Villa Lena limited edition prints

 

There’s an expectation that painting, or visual culture in general, occupy it’s fixed moment at the now of it’s creation. Static, non-sequential art like painting exists as a relic of it’s making, tethered to the calendar position of its inception. How it exists within its time is one way we determine its authenticity. But I worry over the drive for authentic art. As some measure of pushback against this demand, I’ve gotten interested in a notion that painting can time travel. Is it possible for painting to be outside of its epoch?

When I first visited Il Bisonte printshop, which is just off the Ponte Vecchio in Florence, I was very aware of a kind of sideshow happening on the premises. The studio is packed with lithograph stones and prints reflecting the printers’ illustrious engagement with modern European masters: Moore, Matisse, Picasso, are represented. It seemed to me “the moment” being staged was one that has elapsed, a moment of the 1930s, ‘40s, and ‘50s.

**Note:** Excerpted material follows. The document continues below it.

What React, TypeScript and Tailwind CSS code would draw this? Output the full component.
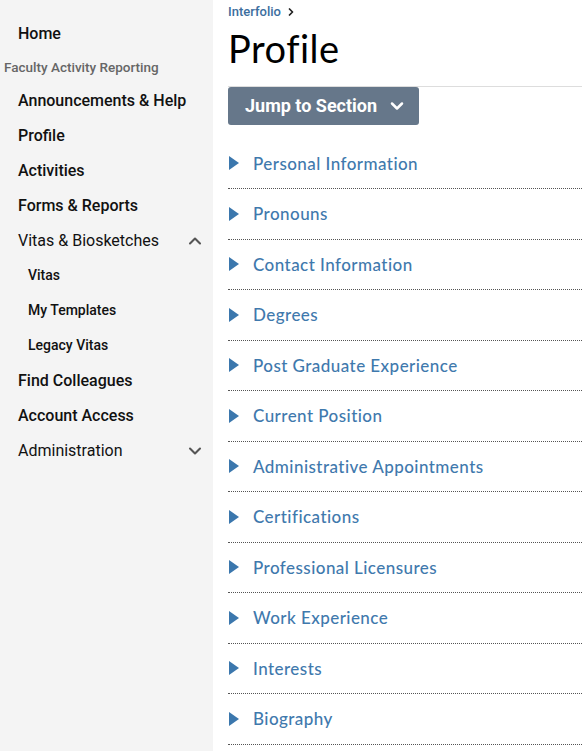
import { ChevronDown, ChevronUp, ChevronRight } from "lucide-react";

const sections = [
  "Personal Information",
  "Pronouns",
  "Contact Information",
  "Degrees",
  "Post Graduate Experience",
  "Current Position",
  "Administrative Appointments",
  "Certifications",
  "Professional Licensures",
  "Work Experience",
  "Interests",
  "Biography",
];

const roboto = { fontFamily: "Roboto, 'Liberation Sans', sans-serif" };

function NavItem({ label, bold = true, chevron }: { label: string; bold?: boolean; chevron?: "up" | "down" }) {
  return (
    <div className="flex h-[35px] items-center justify-between pl-[18px] pr-[8px]">
      <span className={`text-[16px] text-[#111] ${bold ? "font-medium" : "font-normal"}`}>{label}</span>
      {chevron === "up" && <ChevronUp size={20} strokeWidth={2.5} className="text-[#555]" />}
      {chevron === "down" && <ChevronDown size={20} strokeWidth={2.5} className="text-[#555]" />}
    </div>
  );
}

function SubItem({ label }: { label: string }) {
  return (
    <div className="flex h-[35px] items-center pl-[28px]">
      <span className="text-[14px] font-medium text-[#111]">{label}</span>
    </div>
  );
}

export default function App() {
  return (
    <div className="flex h-screen overflow-hidden bg-white">
      {/* SIDEBAR */}
      <aside className="w-[213px] shrink-0 bg-[#f4f4f4] pt-[16px]" style={roboto}>
        <NavItem label="Home" />
        <div className="flex h-[32px] items-center pl-[4px]">
          <span className="text-[13.5px] font-medium text-[#666]">Faculty Activity Reporting</span>
        </div>
        <NavItem label="Announcements & Help" />
        <NavItem label="Profile" />
        <NavItem label="Activities" />
        <NavItem label="Forms & Reports" />
        <NavItem label="Vitas & Biosketches" bold={false} chevron="up" />
        <SubItem label="Vitas" />
        <SubItem label="My Templates" />
        <SubItem label="Legacy Vitas" />
        <NavItem label="Find Colleagues" />
        <NavItem label="Account Access" />
        <NavItem label="Administration" bold={false} chevron="down" />
      </aside>

      {/* MAIN */}
      <main className="flex-1 pl-[15px]">
        <div className="flex items-center gap-[4px] pt-[2px] text-[13px] font-medium text-[#3c6e9e]" style={roboto}>
          <span>Interfolio</span>
          <ChevronRight size={12} strokeWidth={3.5} className="text-[#222]" />
        </div>
        <h1
          className="mt-[4px] text-[38px] font-normal leading-[44px] tracking-[0.5px] text-black"
          style={{ fontFamily: "Lato, 'Open Sans', sans-serif" }}
        >
          Profile
        </h1>
        <div className="mt-[16px] border-t border-[#dddddd]">
          <button
            className="flex h-[38px] w-[191px] items-center gap-[10px] rounded-[3px] bg-[#66778a] pl-[17px] text-[18px] font-bold text-white"
            style={roboto}
          >
            Jump to Section
            <ChevronDown size={20} strokeWidth={3} />
          </button>
        </div>

        <div className="mt-[14px]" style={{ fontFamily: "Lato, 'Open Sans', sans-serif" }}>
          {sections.map((s) => (
            <div key={s} className="flex h-[50.5px] items-center border-b border-dotted border-[#555]">
              <svg width="10" height="14" viewBox="0 0 10 14" className="ml-[1px] mr-[14px]">
                <path d="M0 0L10 7L0 14Z" fill="#3b77ad" />
              </svg>
              <span className="text-[17px] font-medium tracking-[0.45px] text-[#3f79ad]">{s}</span>
            </div>
          ))}
        </div>
      </main>
    </div>
  );
}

I guess I thought, as an artist who is both outside the Modernist tradition and non-European, it would be interesting to take Il Bisonte’s stage at face value: to work within the logic of the Romanticized multiple. The question I asked myself, “what aesthetic language would be available to an American arriving at the print shop in the first half of our century?” I created a print playing within this game. Putting myself back in time, I thought an American print would be situated somewhere between the mass-produced pochoir covers of Vogue and maybe a hard to place artist like Ben Shawn. For the print I made, I drew a zebra, reminiscent of A.E. Marty’s famous Vogue cover. The zebra is rearing up in front of a fire, the flames drawn from a Shawn image. Somehow to my mind these are emblematic of a moment just before the authority of Modernism began to collapse.